__Problem to work on__:
Start at the line containing "Output the component", stop at the line containing "import React from", and please reproduce every line in between, both ends included, without pictures.

__Dataset extract__:
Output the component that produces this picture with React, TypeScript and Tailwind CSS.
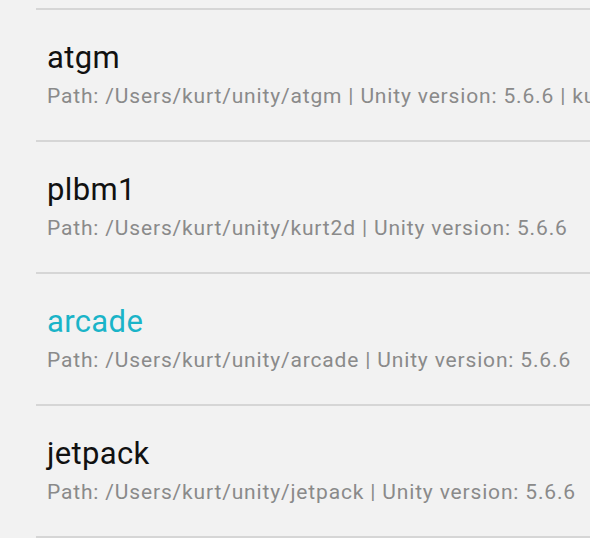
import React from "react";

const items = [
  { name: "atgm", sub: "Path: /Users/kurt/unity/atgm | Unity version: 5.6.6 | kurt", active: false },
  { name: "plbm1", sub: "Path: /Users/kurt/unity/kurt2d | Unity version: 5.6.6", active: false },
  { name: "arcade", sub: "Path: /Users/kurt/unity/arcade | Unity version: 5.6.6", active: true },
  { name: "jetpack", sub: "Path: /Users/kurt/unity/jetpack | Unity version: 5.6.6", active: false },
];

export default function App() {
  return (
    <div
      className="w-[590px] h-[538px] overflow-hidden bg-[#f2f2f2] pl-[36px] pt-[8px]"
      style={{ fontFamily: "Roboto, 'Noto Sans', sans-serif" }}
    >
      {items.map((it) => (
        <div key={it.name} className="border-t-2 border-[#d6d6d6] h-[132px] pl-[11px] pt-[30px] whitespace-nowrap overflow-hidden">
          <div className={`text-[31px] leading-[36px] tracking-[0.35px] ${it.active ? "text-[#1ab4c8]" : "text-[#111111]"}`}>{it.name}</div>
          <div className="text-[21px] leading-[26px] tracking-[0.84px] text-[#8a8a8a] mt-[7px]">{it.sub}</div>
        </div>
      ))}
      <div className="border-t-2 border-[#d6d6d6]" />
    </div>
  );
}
---
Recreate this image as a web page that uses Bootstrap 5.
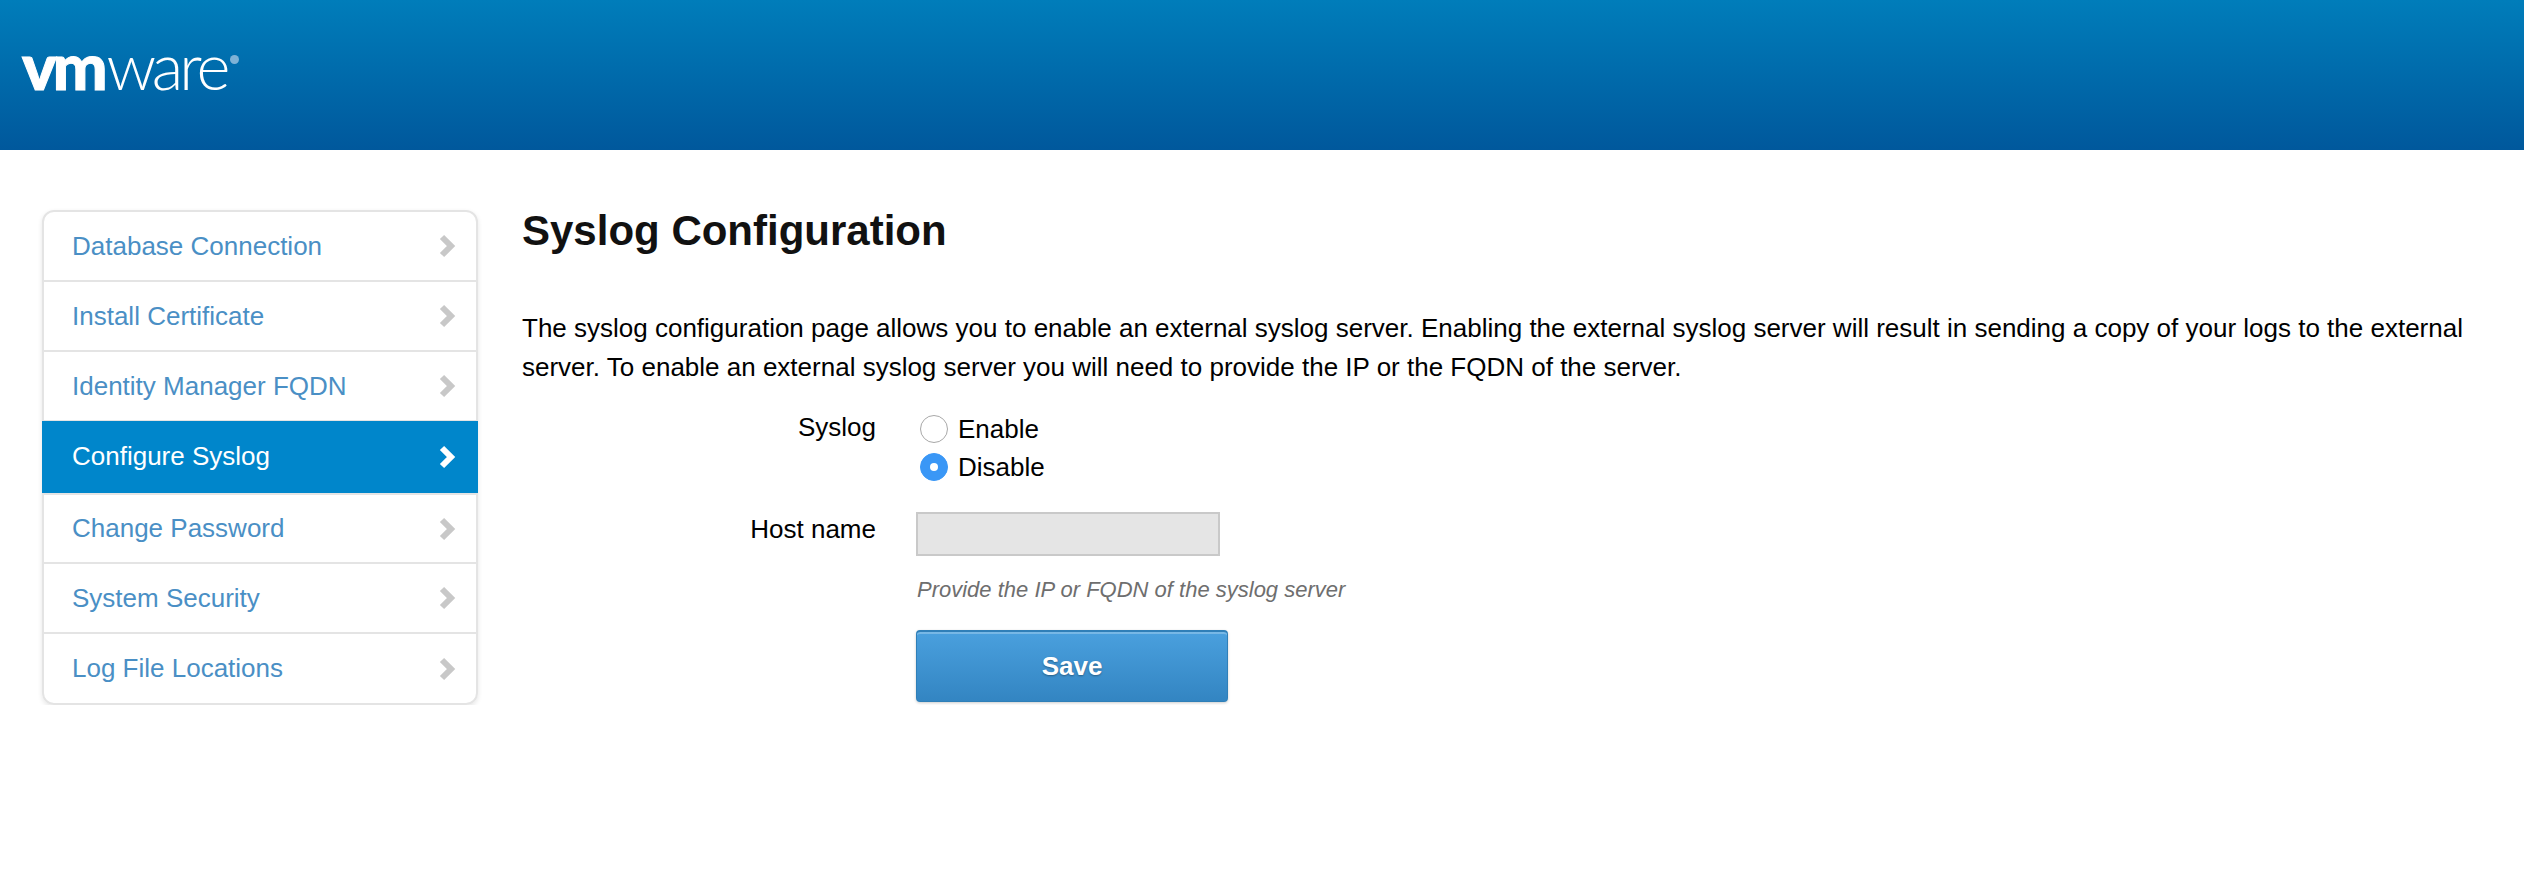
---
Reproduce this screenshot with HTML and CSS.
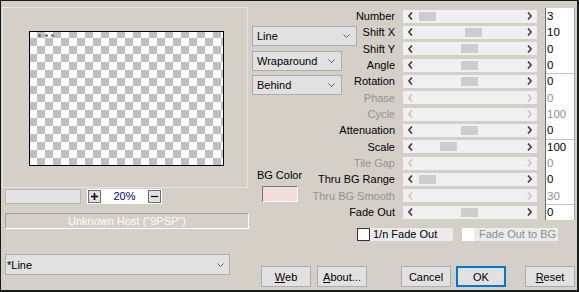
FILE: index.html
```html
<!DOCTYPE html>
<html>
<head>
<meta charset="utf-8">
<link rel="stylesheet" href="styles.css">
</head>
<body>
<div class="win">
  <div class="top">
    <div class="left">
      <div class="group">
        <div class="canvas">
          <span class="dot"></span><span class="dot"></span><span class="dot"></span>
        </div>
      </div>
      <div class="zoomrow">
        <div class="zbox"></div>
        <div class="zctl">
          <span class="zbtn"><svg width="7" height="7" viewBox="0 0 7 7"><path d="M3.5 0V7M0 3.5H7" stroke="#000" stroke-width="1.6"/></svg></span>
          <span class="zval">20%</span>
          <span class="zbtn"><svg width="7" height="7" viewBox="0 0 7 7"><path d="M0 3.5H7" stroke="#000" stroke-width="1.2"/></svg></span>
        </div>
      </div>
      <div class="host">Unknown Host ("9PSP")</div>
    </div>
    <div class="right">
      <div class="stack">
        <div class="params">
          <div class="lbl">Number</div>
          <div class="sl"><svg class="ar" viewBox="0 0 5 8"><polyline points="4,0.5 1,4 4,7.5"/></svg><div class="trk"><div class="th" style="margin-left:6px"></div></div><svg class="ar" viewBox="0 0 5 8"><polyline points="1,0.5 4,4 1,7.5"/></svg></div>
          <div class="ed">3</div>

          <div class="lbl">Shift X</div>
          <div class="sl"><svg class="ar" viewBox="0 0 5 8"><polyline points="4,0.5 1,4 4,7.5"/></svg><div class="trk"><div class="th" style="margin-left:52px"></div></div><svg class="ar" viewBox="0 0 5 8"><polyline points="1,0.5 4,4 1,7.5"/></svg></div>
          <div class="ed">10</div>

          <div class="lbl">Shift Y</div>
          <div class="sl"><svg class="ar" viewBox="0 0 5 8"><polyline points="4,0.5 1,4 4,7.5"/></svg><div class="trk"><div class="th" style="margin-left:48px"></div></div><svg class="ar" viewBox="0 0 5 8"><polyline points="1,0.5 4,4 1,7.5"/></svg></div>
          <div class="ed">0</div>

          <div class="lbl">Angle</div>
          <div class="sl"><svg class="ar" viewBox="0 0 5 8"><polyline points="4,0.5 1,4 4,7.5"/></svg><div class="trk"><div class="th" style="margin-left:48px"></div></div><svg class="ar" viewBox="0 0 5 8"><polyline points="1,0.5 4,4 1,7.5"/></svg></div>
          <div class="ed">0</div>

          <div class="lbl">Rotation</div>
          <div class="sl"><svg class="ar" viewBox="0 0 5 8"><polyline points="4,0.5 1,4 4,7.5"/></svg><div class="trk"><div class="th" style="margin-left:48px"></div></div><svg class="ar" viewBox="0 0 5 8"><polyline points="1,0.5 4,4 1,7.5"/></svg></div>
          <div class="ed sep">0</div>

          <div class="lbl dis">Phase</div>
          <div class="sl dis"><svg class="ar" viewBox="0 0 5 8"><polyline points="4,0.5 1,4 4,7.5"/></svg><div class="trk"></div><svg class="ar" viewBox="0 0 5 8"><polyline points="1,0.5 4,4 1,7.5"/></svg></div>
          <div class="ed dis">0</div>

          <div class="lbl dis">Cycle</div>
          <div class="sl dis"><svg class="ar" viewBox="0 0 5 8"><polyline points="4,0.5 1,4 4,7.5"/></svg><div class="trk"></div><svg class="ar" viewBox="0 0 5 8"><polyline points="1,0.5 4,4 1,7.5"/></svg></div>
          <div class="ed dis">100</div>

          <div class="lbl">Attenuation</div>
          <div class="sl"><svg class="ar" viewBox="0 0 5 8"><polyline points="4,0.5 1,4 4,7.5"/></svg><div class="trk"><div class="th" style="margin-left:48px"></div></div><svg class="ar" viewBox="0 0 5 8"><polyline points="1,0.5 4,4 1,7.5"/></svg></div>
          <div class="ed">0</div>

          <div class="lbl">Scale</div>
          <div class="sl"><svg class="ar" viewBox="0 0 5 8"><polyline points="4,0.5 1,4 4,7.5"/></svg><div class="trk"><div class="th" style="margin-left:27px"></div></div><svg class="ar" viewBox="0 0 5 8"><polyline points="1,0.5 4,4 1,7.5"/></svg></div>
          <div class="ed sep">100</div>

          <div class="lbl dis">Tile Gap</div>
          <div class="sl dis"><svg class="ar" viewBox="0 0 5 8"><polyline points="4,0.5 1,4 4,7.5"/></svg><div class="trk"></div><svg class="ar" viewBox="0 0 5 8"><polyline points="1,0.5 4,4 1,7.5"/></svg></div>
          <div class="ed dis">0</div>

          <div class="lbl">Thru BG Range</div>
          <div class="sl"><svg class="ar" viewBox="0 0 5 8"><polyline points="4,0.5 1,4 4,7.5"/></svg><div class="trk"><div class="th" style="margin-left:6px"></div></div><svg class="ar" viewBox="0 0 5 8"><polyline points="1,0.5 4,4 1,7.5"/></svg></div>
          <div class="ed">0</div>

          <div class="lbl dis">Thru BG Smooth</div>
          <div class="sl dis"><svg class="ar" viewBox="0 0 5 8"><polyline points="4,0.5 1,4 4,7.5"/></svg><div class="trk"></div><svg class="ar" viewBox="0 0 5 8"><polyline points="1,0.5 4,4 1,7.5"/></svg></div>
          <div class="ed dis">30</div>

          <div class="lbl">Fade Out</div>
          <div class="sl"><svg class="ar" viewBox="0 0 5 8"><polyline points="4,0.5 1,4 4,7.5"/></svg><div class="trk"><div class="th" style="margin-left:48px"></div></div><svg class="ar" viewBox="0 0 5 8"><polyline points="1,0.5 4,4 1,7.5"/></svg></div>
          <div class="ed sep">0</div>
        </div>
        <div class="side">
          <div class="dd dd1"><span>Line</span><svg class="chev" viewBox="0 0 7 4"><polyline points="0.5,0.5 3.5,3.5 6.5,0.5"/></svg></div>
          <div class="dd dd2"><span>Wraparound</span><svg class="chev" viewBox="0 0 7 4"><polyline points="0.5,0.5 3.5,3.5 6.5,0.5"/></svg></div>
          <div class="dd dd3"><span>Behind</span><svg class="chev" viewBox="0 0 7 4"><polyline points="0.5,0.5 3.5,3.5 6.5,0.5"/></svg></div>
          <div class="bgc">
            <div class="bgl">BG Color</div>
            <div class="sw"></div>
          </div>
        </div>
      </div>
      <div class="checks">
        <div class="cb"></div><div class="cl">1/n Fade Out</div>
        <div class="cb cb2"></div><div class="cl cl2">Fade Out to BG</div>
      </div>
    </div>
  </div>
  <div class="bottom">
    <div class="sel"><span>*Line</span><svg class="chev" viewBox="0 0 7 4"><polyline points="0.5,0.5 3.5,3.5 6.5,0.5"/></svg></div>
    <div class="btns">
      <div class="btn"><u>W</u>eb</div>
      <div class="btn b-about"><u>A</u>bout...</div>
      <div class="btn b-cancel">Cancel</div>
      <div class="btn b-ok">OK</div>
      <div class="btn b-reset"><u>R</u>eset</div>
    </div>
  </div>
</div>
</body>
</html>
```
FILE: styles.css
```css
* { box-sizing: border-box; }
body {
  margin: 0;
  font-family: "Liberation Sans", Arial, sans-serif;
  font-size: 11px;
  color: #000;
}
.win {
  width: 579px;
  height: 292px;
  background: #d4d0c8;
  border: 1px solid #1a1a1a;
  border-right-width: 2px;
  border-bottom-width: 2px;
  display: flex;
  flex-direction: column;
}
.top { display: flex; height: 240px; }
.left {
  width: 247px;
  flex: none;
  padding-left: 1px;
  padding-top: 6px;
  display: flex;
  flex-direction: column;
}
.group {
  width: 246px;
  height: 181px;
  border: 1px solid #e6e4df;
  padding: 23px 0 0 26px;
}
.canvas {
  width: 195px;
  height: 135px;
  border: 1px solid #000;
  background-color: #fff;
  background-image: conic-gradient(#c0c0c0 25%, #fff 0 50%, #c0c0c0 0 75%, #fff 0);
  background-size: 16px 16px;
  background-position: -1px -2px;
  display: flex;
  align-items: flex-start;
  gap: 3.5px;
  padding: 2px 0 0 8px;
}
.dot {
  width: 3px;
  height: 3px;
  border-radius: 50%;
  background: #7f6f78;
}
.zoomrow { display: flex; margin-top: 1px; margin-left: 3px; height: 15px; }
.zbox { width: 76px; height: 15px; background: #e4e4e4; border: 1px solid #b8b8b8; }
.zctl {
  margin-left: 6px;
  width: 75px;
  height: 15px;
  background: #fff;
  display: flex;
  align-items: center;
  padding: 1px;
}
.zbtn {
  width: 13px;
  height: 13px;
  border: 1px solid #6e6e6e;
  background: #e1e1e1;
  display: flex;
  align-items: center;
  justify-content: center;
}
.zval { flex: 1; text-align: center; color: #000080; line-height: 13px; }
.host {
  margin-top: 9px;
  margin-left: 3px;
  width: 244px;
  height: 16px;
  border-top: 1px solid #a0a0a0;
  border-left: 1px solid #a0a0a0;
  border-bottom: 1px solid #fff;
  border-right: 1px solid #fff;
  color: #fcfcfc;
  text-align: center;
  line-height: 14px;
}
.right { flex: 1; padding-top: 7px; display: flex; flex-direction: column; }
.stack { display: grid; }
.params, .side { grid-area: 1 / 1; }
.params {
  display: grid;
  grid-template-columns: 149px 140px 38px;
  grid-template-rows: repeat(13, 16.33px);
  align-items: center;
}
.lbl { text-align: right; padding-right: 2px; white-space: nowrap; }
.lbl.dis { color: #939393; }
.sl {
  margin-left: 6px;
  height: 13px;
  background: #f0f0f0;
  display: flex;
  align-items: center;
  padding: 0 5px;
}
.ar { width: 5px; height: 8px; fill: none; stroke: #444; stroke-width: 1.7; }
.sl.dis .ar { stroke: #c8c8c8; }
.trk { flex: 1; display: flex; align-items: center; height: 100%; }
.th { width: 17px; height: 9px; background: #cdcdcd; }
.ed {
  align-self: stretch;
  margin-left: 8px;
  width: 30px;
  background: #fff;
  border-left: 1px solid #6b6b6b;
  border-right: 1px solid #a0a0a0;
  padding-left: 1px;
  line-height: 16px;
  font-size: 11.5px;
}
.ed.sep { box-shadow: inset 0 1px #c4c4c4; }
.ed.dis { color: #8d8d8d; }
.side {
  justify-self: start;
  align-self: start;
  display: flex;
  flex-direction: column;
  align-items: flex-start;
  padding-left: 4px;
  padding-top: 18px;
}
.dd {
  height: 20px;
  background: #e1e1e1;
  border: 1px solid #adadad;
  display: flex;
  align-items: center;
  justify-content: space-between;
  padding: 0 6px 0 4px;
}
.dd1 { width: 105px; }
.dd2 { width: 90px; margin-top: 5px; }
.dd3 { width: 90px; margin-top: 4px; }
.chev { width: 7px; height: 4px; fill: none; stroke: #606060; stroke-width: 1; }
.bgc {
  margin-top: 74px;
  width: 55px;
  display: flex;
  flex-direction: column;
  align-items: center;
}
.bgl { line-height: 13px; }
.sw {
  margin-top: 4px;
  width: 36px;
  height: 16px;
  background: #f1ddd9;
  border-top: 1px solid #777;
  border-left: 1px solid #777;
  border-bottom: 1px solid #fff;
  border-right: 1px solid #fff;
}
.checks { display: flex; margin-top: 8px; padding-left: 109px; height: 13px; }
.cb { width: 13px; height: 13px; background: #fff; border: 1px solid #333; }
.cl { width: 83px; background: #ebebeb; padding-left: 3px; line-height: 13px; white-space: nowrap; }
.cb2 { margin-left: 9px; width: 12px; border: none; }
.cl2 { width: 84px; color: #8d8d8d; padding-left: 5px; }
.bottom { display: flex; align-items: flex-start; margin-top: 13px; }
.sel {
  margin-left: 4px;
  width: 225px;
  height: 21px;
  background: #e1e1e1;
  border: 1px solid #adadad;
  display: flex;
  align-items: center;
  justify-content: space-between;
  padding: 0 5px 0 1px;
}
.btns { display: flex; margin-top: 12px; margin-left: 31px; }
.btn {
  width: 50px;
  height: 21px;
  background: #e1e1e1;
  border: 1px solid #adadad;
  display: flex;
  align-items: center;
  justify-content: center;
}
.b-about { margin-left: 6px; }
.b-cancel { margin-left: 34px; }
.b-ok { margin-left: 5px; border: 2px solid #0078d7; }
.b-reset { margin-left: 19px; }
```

__Task result__:
Output the component that produces this picture with React, TypeScript and Tailwind CSS.
import React from "react";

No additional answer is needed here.